When Hum’s parents tried to obtain a birth certificate for him after he was born, they were told by the Ontario government that “birth certificates weren’t issued to Chinamen.”
“So before the Exclusion Act was repealed we weren’t considered as persons,” said Hum.
It wasn’t until 1948, a year after the Act was repealed, that the Ontario government issued Hum’s birth certificate. But the discrimination continued.
“A lot of us were picked on at school,” said Hum. “We were chinky, chinky Chinamen.”
Following high school in 1960, Hum applied for a job as a file clerk over the telephone. “Then as soon as I walked in and asked about the job, I was told the position had been filled,” said Hum.
“I didn’t have an accent but as soon as I walked in they saw I was Chinese.”
After searching for a year and a half, he finally landed a job in 1962 as a lab technician where he worked for 8 years before enrolling at York University.
Later on, he went back for a Master’s degree in Social Work at the University of Toronto, where Jack Layton was his field supervisor.

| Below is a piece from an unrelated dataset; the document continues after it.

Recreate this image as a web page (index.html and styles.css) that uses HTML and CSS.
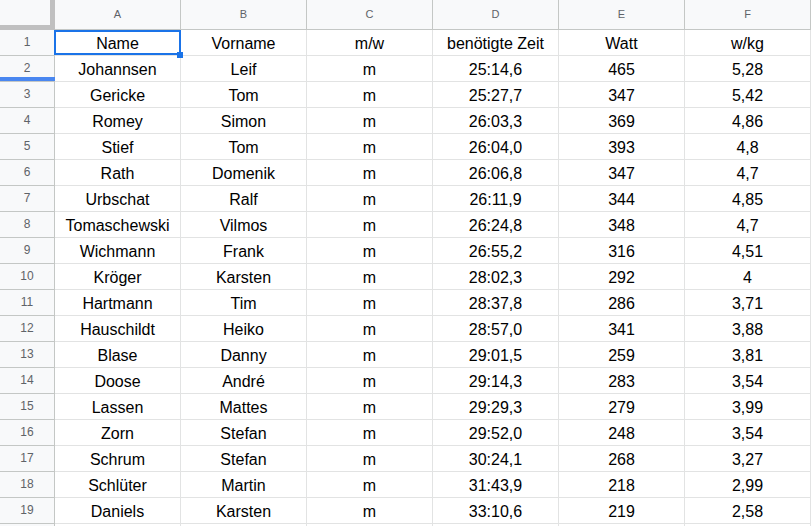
FILE: index.html
```html
<!DOCTYPE html>
<html lang="de">
<head>
<meta charset="utf-8">
<title>Tabelle</title>
<link rel="stylesheet" href="styles.css">
</head>
<body>
<div class="sheet">
  <div class="corner"></div>
  <div class="ch">A</div><div class="ch">B</div><div class="ch">C</div><div class="ch">D</div><div class="ch">E</div><div class="ch">F</div>

  <div class="rh">1</div><div class="c sel">Name<span class="selbox"></span><span class="handle"></span></div><div class="c">Vorname</div><div class="c">m/w</div><div class="c">benötigte Zeit</div><div class="c">Watt</div><div class="c">w/kg</div>
  <div class="rh hover">2<span class="resize"></span></div><div class="c">Johannsen</div><div class="c">Leif</div><div class="c">m</div><div class="c">25:14,6</div><div class="c">465</div><div class="c">5,28</div>
  <div class="rh">3</div><div class="c">Gericke</div><div class="c">Tom</div><div class="c">m</div><div class="c">25:27,7</div><div class="c">347</div><div class="c">5,42</div>
  <div class="rh">4</div><div class="c">Romey</div><div class="c">Simon</div><div class="c">m</div><div class="c">26:03,3</div><div class="c">369</div><div class="c">4,86</div>
  <div class="rh">5</div><div class="c">Stief</div><div class="c">Tom</div><div class="c">m</div><div class="c">26:04,0</div><div class="c">393</div><div class="c">4,8</div>
  <div class="rh">6</div><div class="c">Rath</div><div class="c">Domenik</div><div class="c">m</div><div class="c">26:06,8</div><div class="c">347</div><div class="c">4,7</div>
  <div class="rh">7</div><div class="c">Urbschat</div><div class="c">Ralf</div><div class="c">m</div><div class="c">26:11,9</div><div class="c">344</div><div class="c">4,85</div>
  <div class="rh">8</div><div class="c">Tomaschewski</div><div class="c">Vilmos</div><div class="c">m</div><div class="c">26:24,8</div><div class="c">348</div><div class="c">4,7</div>
  <div class="rh">9</div><div class="c">Wichmann</div><div class="c">Frank</div><div class="c">m</div><div class="c">26:55,2</div><div class="c">316</div><div class="c">4,51</div>
  <div class="rh">10</div><div class="c">Kröger</div><div class="c">Karsten</div><div class="c">m</div><div class="c">28:02,3</div><div class="c">292</div><div class="c">4</div>
  <div class="rh">11</div><div class="c">Hartmann</div><div class="c">Tim</div><div class="c">m</div><div class="c">28:37,8</div><div class="c">286</div><div class="c">3,71</div>
  <div class="rh">12</div><div class="c">Hauschildt</div><div class="c">Heiko</div><div class="c">m</div><div class="c">28:57,0</div><div class="c">341</div><div class="c">3,88</div>
  <div class="rh">13</div><div class="c">Blase</div><div class="c">Danny</div><div class="c">m</div><div class="c">29:01,5</div><div class="c">259</div><div class="c">3,81</div>
  <div class="rh">14</div><div class="c">Doose</div><div class="c">André</div><div class="c">m</div><div class="c">29:14,3</div><div class="c">283</div><div class="c">3,54</div>
  <div class="rh">15</div><div class="c">Lassen</div><div class="c">Mattes</div><div class="c">m</div><div class="c">29:29,3</div><div class="c">279</div><div class="c">3,99</div>
  <div class="rh">16</div><div class="c">Zorn</div><div class="c">Stefan</div><div class="c">m</div><div class="c">29:52,0</div><div class="c">248</div><div class="c">3,54</div>
  <div class="rh">17</div><div class="c">Schrum</div><div class="c">Stefan</div><div class="c">m</div><div class="c">30:24,1</div><div class="c">268</div><div class="c">3,27</div>
  <div class="rh">18</div><div class="c">Schlüter</div><div class="c">Martin</div><div class="c">m</div><div class="c">31:43,9</div><div class="c">218</div><div class="c">2,99</div>
  <div class="rh">19</div><div class="c">Daniels</div><div class="c">Karsten</div><div class="c">m</div><div class="c">33:10,6</div><div class="c">219</div><div class="c">2,58</div>
  <div class="rh"></div><div class="c"></div><div class="c"></div><div class="c"></div><div class="c"></div><div class="c"></div><div class="c"></div>
</div>
</body>
</html>
```
FILE: styles.css
```css
html, body {
  margin: 0;
  padding: 0;
  background: #ffffff;
  overflow: hidden;
}

.sheet {
  display: grid;
  grid-template-columns: 55px repeat(6, 126px);
  grid-template-rows: 30px repeat(20, 26px);
  font-family: "Liberation Sans", Arial, sans-serif;
}

.corner {
  box-sizing: border-box;
  background: #f8f9fa;
  border-right: 5px solid #c0c0c0;
  border-bottom: 5px solid #c0c0c0;
}

.ch {
  box-sizing: border-box;
  background: #f8f9fa;
  border-right: 1px solid #c4c7c5;
  border-bottom: 1px solid #c4c7c5;
  color: #5f6368;
  font-size: 11px;
  line-height: 29px;
  text-align: center;
}

.rh {
  position: relative;
  box-sizing: border-box;
  background: #f8f9fa;
  border-right: 1px solid #c4c7c5;
  border-bottom: 1px solid #c4c7c5;
  color: #5f6368;
  font-size: 12px;
  line-height: 25px;
  text-align: center;
}

.resize {
  position: absolute;
  left: 0;
  right: -1px;
  bottom: 0;
  height: 4px;
  background: #4a87f0;
}

.c {
  position: relative;
  box-sizing: border-box;
  border-right: 1px solid #e2e3e3;
  border-bottom: 1px solid #e2e3e3;
  color: #000000;
  font-size: 16px;
  padding-top: 1px;
  line-height: 25px;
  height: 26px;
  text-align: center;
  white-space: nowrap;
  overflow: visible;
}

.selbox {
  position: absolute;
  left: -1px;
  top: 0;
  width: 127px;
  height: 25px;
  box-sizing: border-box;
  border: 2px solid #1a73e8;
  pointer-events: none;
}

.handle {
  position: absolute;
  left: 122px;
  top: 22px;
  width: 6px;
  height: 6px;
  background: #1a73e8;
  z-index: 2;
}
```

Working with Layton for a year and a half allowed Hum to deal with issues in Chinatown that he couldn’t address when he was much younger.
“It was really great working with him,” said Hum. “He was very insightful and I learned a lot about how to work with people.”
From there, Hum worked with the Labour Council as an ESL instructor before working as a community development worker with the Children’s Aid Society.
Now retired, Hum’s been involved with the redress campaign since the mid-1980’s.
“It takes a long time,” said Hum. “You’ve got to keep pressing.”